The problem with this approach is that their profit margins directly affect their ability to give-back to society, so when times get tough, their contribution to the greater good diminishes. We don’t want our impact on society to be governed by how much money we are making.

To combat this dilemma, we decided to change up the formula. From day one we began weaving our social, environmental, and financial strategies throughout Medsalv’s organisational fabric, so they cannot be distinguished from our normal operations.

Every aspect of our operation is designed to do good, and do it sustainably, so that it withstands the test of time, as well as economic and political fluctuations. It also helps that we don't have to spend time and resources ensuring that our donations are being used effectively. Instead, we make it our mission to be the change we want to see in the world.
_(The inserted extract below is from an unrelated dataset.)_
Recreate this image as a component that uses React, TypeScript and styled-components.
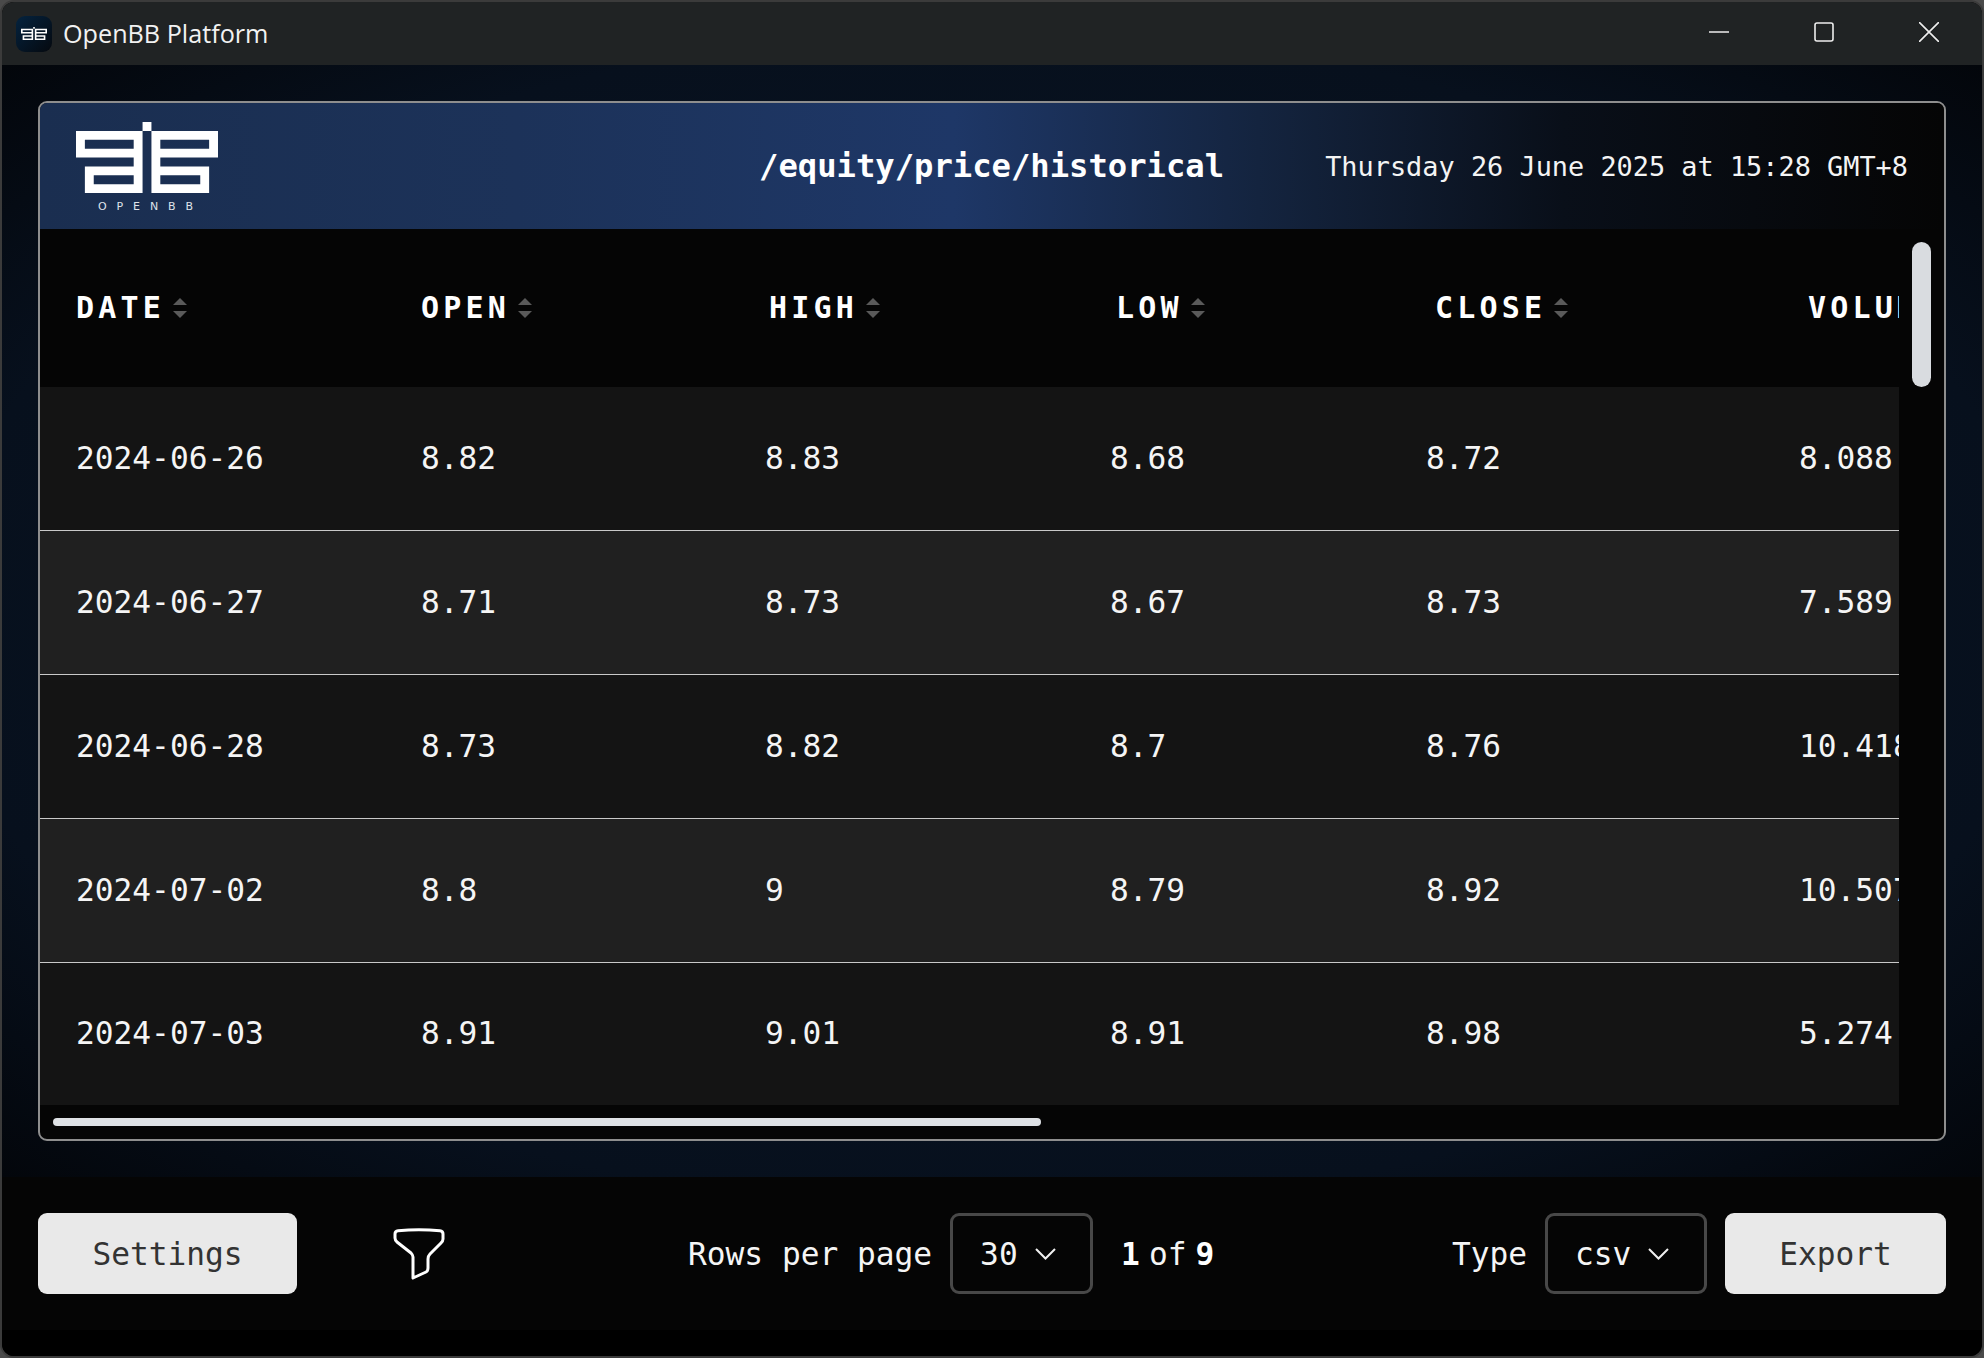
import styled, { createGlobalStyle } from "styled-components";

const mono = `"DejaVu Sans Mono", "Liberation Mono", monospace`;

const GlobalStyle = createGlobalStyle`
    html, body {
        margin: 0;
        padding: 0;
        background: #4a4a4a;
    }
    * {
        box-sizing: border-box;
    }
`

const Window = styled.div`
    width: 1984px;
    height: 1358px;
    display: flex;
    flex-direction: column;
    overflow: hidden;
    border: 2px solid #3b3b3b;
    border-radius: 14px;
    background: #000;
    color: #fff;
    font-family: ${mono};
`

const TitleBar = styled.div`
    flex: 0 0 63px;
    display: flex;
    align-items: center;
    padding: 0 43px 0 14px;
    background: #202324;
`

const AppIcon = styled.div`
    width: 36px;
    height: 36px;
    display: flex;
    align-items: center;
    justify-content: center;
    border-radius: 9px;
    background: linear-gradient(135deg, #04233f, #05090f);
`

const AppTitle = styled.div`
    margin: 0 0 2px 11px;
    font-family: "Open Sans", "Noto Sans", sans-serif;
    font-size: 25.2px;
    color: #f2f2f2;
`

const WindowButtons = styled.div`
    margin: 0 0 4px auto;
    display: flex;
    align-items: center;
    gap: 85px;
`

const Content = styled.div`
    flex: 0 0 1112px;
    padding: 36px 36px 36px;
    background: radial-gradient(ellipse at 50% 50%, #0a1728 0%, #07101d 75%, #03060b 100%);
`

const Panel = styled.div`
    height: 100%;
    display: flex;
    flex-direction: column;
    overflow: hidden;
    border: 2px solid #8e8e8e;
    border-radius: 9px;
    background: #050505;
`

const PanelHeader = styled.div`
    flex: 0 0 126px;
    display: flex;
    align-items: center;
    padding: 0 36px;
    background: linear-gradient(90deg, #1a2e50 0%, #1c3259 25%, #1e3767 48%, #14243f 64%, #090f19 80%, #050505 100%);
`

const Brand = styled.div`
    display: flex;
    flex-direction: column;
    align-items: flex-start;
    width: 144px;
`

const BrandName = styled.div`
    margin: 9px 0 0 22px;
    font-family: "DejaVu Sans", sans-serif;
    font-size: 11px;
    line-height: 9px;
    letter-spacing: 9.9px;
    color: #dfe3ea;
`

const RoutePath = styled.div`
    margin-left: 539px;
    font-size: 32.2px;
    font-weight: 700;
`

const Timestamp = styled.div`
    margin-left: auto;
    font-size: 26.9px;
    color: #f4f4f4;
`

const PanelBody = styled.div`
    flex: 1;
    display: flex;
    min-height: 0;
`

const TableViewport = styled.div`
    flex: 0 0 1859px;
    overflow: hidden;
`

const HeadRow = styled.div`
    height: 158px;
    display: grid;
    grid-template-columns: 345px 344px 345px 316px 373px 136px;
    align-items: center;
`

const HeadCell = styled.div<{ $offset: number }>`
    display: flex;
    align-items: center;
    gap: 8px;
    padding: 0 0 1px ${p => p.$offset}px;
    font-size: 30px;
    font-weight: 700;
    letter-spacing: 4.2px;
    white-space: nowrap;
`

const Row = styled.div<{ $even: boolean }>`
    height: 144px;
    display: grid;
    grid-template-columns: 345px 344px 345px 316px 373px 136px;
    align-items: center;
    border-bottom: 1.5px solid #c9c9c9;
    background: ${p => p.$even ? '#202020' : '#141414'};

    &:last-child {
        height: 142px;
        border-bottom: 0;
    }
`

const Cell = styled.div`
    padding: 0 0 2px 36px;
    font-size: 31.2px;
    color: #f5f5f5;
    white-space: nowrap;
    overflow: hidden;
`

const VerticalTrack = styled.div`
    flex: 1;
    padding: 13px 0 0 13px;
`

const VerticalThumb = styled.div`
    width: 19px;
    height: 145px;
    border-radius: 10px;
    background: #d9dce0;
`

const HorizontalTrack = styled.div`
    flex: 0 0 34px;
    padding: 13px 0 0 13px;
`

const HorizontalThumb = styled.div`
    width: 988px;
    height: 8px;
    border-radius: 4px;
    background: #dee1e5;
`

const Footer = styled.div`
    flex: 0 0 153px;
    display: grid;
    grid-template-columns: 650px 763px 1fr;
    align-items: center;
    padding: 0 36px;
    background: #050505;
`

const FooterGroup = styled.div<{ $end?: boolean }>`
    display: flex;
    align-items: center;
    justify-content: ${p => p.$end ? 'flex-end' : 'flex-start'};
`

const LightButton = styled.button<{ $width: number }>`
    width: ${p => p.$width}px;
    height: 81px;
    border: 0;
    border-radius: 9px;
    background: #e9e9e9;
    color: #333;
    font-family: ${mono};
    font-size: 31.2px;
    padding: 0;
`

const FilterButton = styled.div`
    margin-left: 96px;
    display: flex;
`

const Label = styled.span`
    margin-right: 18px;
    font-size: 31.2px;
    color: #f5f5f5;
    white-space: nowrap;
`

const Select = styled.div<{ $width: number }>`
    width: ${p => p.$width}px;
    height: 81px;
    display: flex;
    align-items: center;
    gap: 17px;
    padding-left: 27px;
    border: 3px solid #484848;
    border-radius: 9px;
    font-size: 31.2px;
    color: #f5f5f5;
`

const PageCount = styled.div`
    margin-left: 28px;
    display: flex;
    gap: 9px;
    font-size: 31.2px;
    color: #f5f5f5;

    b {
        color: #fff;
    }
`

const ExportGap = styled.div`
    width: 18px;
`

const BottomStrip = styled.div`
    flex: 1;
    background: #000;
`

const rows = [
    ['2024-06-26', '8.82', '8.83', '8.68', '8.72', '8.088'],
    ['2024-06-27', '8.71', '8.73', '8.67', '8.73', '7.589'],
    ['2024-06-28', '8.73', '8.82', '8.7', '8.76', '10.418'],
    ['2024-07-02', '8.8', '9', '8.79', '8.92', '10.507'],
    ['2024-07-03', '8.91', '9.01', '8.91', '8.98', '5.274'],
]

const headers = [
    { name: 'DATE', offset: 36 },
    { name: 'OPEN', offset: 36 },
    { name: 'HIGH', offset: 40 },
    { name: 'LOW', offset: 42 },
    { name: 'CLOSE', offset: 45 },
    { name: 'VOLUME', offset: 45 },
]

const Logo = ({ width }: { width: number }) => (
    <svg width={width} height={width / 2} viewBox="0 0 16 8" fill="#fff" fillRule="evenodd">
        <path d="M7.5 0h1v1h-1z" />
        <path d="M0 1h7.500v7H1V5h5.500V4H0zM1 2v1h5.500V2zM2 6v1h4.500V6z" />
        <path d="M8.500 1H16v3H9.500v1H15v3H8.500zM9.500 2v1H15V2zM9.500 6v1H14V6z" />
    </svg>
)

const SortIcon = () => (
    <svg width="14" height="20" viewBox="0 0 14 20" fill="#5a5a5a">
        <path d="M7 0l7 7H0z" />
        <path d="M0 13h14l-7 7z" />
    </svg>
)

const Chevron = () => (
    <svg width="21" height="12" viewBox="0 0 21 12" fill="none" stroke="#f0f0f0" strokeWidth="2">
        <path d="M1 1l9.500 9.500L20 1" />
    </svg>
)

const Funnel = () => (
    <svg width="52" height="52" viewBox="0 0 52 52" fill="none" stroke="#fff" strokeWidth="3" strokeLinejoin="round">
        <path d="M2 6q0-3 3-3.300 21-2 42 0 3 .3 3 3.300v5q0 2-2 4L37 26q-2 2-2 5v9q0 3-2 4l-13 6V29q0-2-2-4L4 14q-2-2-2-4z" />
    </svg>
)

export default function App() {
    return (
        <>
            <GlobalStyle />
            <Window>
                <TitleBar>
                    <AppIcon>
                        <Logo width={26} />
                    </AppIcon>
                    <AppTitle>OpenBB Platform</AppTitle>
                    <WindowButtons>
                        <svg width="20" height="20" viewBox="0 0 20 20" stroke="#eee" strokeWidth="1.6"><path d="M0 10h20" /></svg>
                        <svg width="20" height="20" viewBox="0 0 20 20" fill="none" stroke="#eee" strokeWidth="1.6"><rect x="1" y="1" width="18" height="18" rx="2" /></svg>
                        <svg width="20" height="20" viewBox="0 0 20 20" stroke="#eee" strokeWidth="1.6"><path d="M0 0l20 20M20 0L0 20" /></svg>
                    </WindowButtons>
                </TitleBar>
                <Content>
                    <Panel>
                        <PanelHeader>
                            <Brand>
                                <Logo width={142} />
                                <BrandName>OPENBB</BrandName>
                            </Brand>
                            <RoutePath>/equity/price/historical</RoutePath>
                            <Timestamp>Thursday 26 June 2025 at 15:28 GMT+8</Timestamp>
                        </PanelHeader>
                        <PanelBody>
                            <TableViewport>
                                <HeadRow>
                                    {headers.map(h => (
                                        <HeadCell key={h.name} $offset={h.offset}>
                                            {h.name}
                                            <SortIcon />
                                        </HeadCell>
                                    ))}
                                </HeadRow>
                                {rows.map((row, i) => (
                                    <Row key={row[0]} $even={i % 2 === 1}>
                                        {row.map((value, j) => <Cell key={j}>{value}</Cell>)}
                                    </Row>
                                ))}
                            </TableViewport>
                            <VerticalTrack>
                                <VerticalThumb />
                            </VerticalTrack>
                        </PanelBody>
                        <HorizontalTrack>
                            <HorizontalThumb />
                        </HorizontalTrack>
                    </Panel>
                </Content>
                <Footer>
                    <FooterGroup>
                        <LightButton $width={259}>Settings</LightButton>
                        <FilterButton>
                            <Funnel />
                        </FilterButton>
                    </FooterGroup>
                    <FooterGroup>
                        <Label>Rows per page</Label>
                        <Select $width={143}>
                            30
                            <Chevron />
                        </Select>
                        <PageCount>
                            <b>1</b>
                            <span>of</span>
                            <b>9</b>
                        </PageCount>
                    </FooterGroup>
                    <FooterGroup $end>
                        <Label>Type</Label>
                        <Select $width={162}>
                            csv
                            <Chevron />
                        </Select>
                        <ExportGap />
                        <LightButton $width={221}>Export</LightButton>
                    </FooterGroup>
                </Footer>
                <BottomStrip />
            </Window>
        </>
    )
}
For a comparison, we view donating profits instead of working impact into the business model as the equivalent of a large corporate taking down a rainforest that has stood for millennia for palm oil, then planting another forest to replace it.

Our version of doing this might be to find a way to avoid using the palm oil in the first place, or to establish a new plantation and harvest from that alone - employing local people to do so, and leaving natural forests untouched.

It takes deliberate action, from the start:

We’ve been successful in our approach to sustainability as we didn’t set up an unsustainable business and then try and fix it, we deliberately approached every thing we do with sustainability as imperative.

From a social sustainability perspective, that meant we helped our 3rd hire overcome a barrier to employment - and we’ve kept that up:

“If we tried to bolt it on today, it would be much much harder, it would cost more and it would probably fail.”